Good literature, people agree, is long-lasting. It rides out fads and fashions so that years, decades, even centuries on, it still speaks truths to us.

And I don’t just mean those huge universal themes to be found in Shakespeare – the perils of excessive ambition or jealousy or pride – the fatal flaws of the tragic hero.

What I am talking about is the delight that can be felt when a character’s emotions strike such a familiar chord that you long to meet said protagonist for a coffee and chat over matters heart to heart.

I have just finished reading Dorothy Whipple’s novel They Knew Mr Knight, published in 1934. I have only discovered this novelist, reissued and published by Persephone Books, in recent years and have loved every title of hers that I have so far read. Whipple may be writing about characters and lives lived in the first half of the 20th century, but their depiction is utterly relatable and true.

She wrote what is often described – somewhat disparagingly, I feel – as domestic fiction and no doubt fell into obscurity for a while partly for that reason. There are no modernist tricks in her writing. Instead, she provides her readers with a straight-forward narration about people attempting to live ordinary and peaceful lives who come into conflict with some antagonist or other that threatens the stability of a contented existence.

I found myself, while reading They Knew Mr Knight, constantly saying out loud, Yes! Exactly! That’s just how it is! How life is!

Take this passage about Ruth, a young woman who is attempting to write a novel:

She took up her pen and bowed herself over the exercise book. Nobody knew what hard work it was to write a novel. Over and over again, she quailed before the task. If she could feel it was good, she could have done it easily, she thought. But the gap between what she wanted to say and what she said seemed to be unbridgeable. The struggle was endless. She despaired every night, but every morning, she hoped again.

Exactly! Every writer surely can identify with this!

Then there is Whipple’s understanding of motherhood.

Celia, the mother of a son and two daughters in the novel, expresses feelings about her children that are immediately identifiable. When her oldest child, Douglas, is away at university we are told that:

His intention was good. He meant to console her, but he made her sad. He would come to visit her now and then, but their life together was really coming to an end. What a short time you have your children, Celia thought, with sudden pain.

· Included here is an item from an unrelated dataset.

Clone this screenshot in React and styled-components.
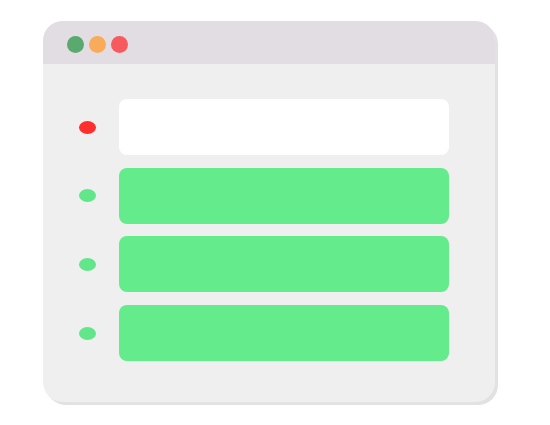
import styled, { createGlobalStyle } from "styled-components";

const Global = createGlobalStyle`
  html, body { margin: 0; padding: 0; background: #ffffff; }
  body { font-family: "Liberation Sans", Arial, sans-serif; }
`;

const Page = styled.div`
  width: 550px;
  height: 425px;
  padding: 21px 0 0 43px;
  box-sizing: border-box;
`;

const Window = styled.div`
  width: 452px;
  height: 381px;
  border-radius: 20px;
  background: #efefef;
  box-shadow: 3px 3px 0 #e4e1e5;
  overflow: hidden;
  display: flex;
  flex-direction: column;
`;

const TitleBar = styled.div`
  height: 43px;
  box-sizing: border-box;
  padding: 3px 0 0 24px;
  background: #e2dde3;
  display: flex;
  align-items: center;
  gap: 5px;
  flex-shrink: 0;
`;

const Light = styled.span`
  width: 17px;
  height: 17px;
  border-radius: 50%;
  background: ${(p) => p.color};
`;

const List = styled.div`
  display: flex;
  flex-direction: column;
  gap: 12.7px;
  padding: 35px 46px 0 36px;
`;

const Row = styled.div`
  display: flex;
  align-items: center;
  gap: 23px;
`;

const Dot = styled.span`
  width: 17px;
  height: 13px;
  border-radius: 50%;
  flex-shrink: 0;
  background: ${(p) => (p.$bad ? "#ff2e2e" : "#62e68a")};
`;

const Bar = styled.div`
  flex: 1;
  height: 56px;
  border-radius: 8px;
  background: ${(p) => (p.$bad ? "#ffffff" : "#64eb8b")};
`;

const rows = [true, false, false, false];

export default function App() {
  return (
    <>
      <Global />
      <Page>
        <Window>
          <TitleBar>
            <Light color="#5aa96f" />
            <Light color="#f8ac5b" />
            <Light color="#f65a5e" />
          </TitleBar>
          <List>
            {rows.map((bad, i) => (
              <Row key={i}>
                <Dot $bad={bad} />
                <Bar $bad={bad} />
              </Row>
            ))}
          </List>
        </Window>
      </Page>
    </>
  );
}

The novel might be set over 90 years ago, but the emotion is every present.

And how many mothers of adult children can identify with the following, when Douglas has had his heart broken by his first love and returns to the family home, unhappy yet unreachable?

Dismissed, Celia went away. She stood about the house, waiting for some sign from his bedroom. How much easier it was, she thought, when they were little. She had to be so cautious with them now. She spent a miserable afternoon by herself in the drawing room, worrying about him, wondering if he was cold or hungry and not daring to go and ask. Oh why must they grow up and get these troubles they wouldn’t let you help with?

There is a sense of dramatic irony somehow with reading so many novels – as I tend to do these days – set in the earlier years of the 20th century and I find myself worrying about what will happen to the characters during the First or Second World Wars. Hindsight means there’s an inevitable awareness of what came next of which the protagonists on the final pages of the novel remain ignorant. Who survived, who perished?

And it proves the strength of the authors’ skills, their ability to create a wholly believable cast of characters, that my imagination takes me to such thoughts.

So I am championing the so-called ‘domestic’ novel!

It seems to me such novels are important for their ability to portray those ‘ordinary’ lives that many us can identify with – finding consolation and comfort in seeing our anxieties and feelings experienced by protagonists across the decades. Our lives might be entirely contrary in a material sense to those of close on a hundred years ago, but our core concerns and values can be very close.

I just wish I could ring up Celia Blake from They Knew Mr Knight or better still, pop round to see her and have a companionable chat, woman to woman, over a pot of tea or glass of wine!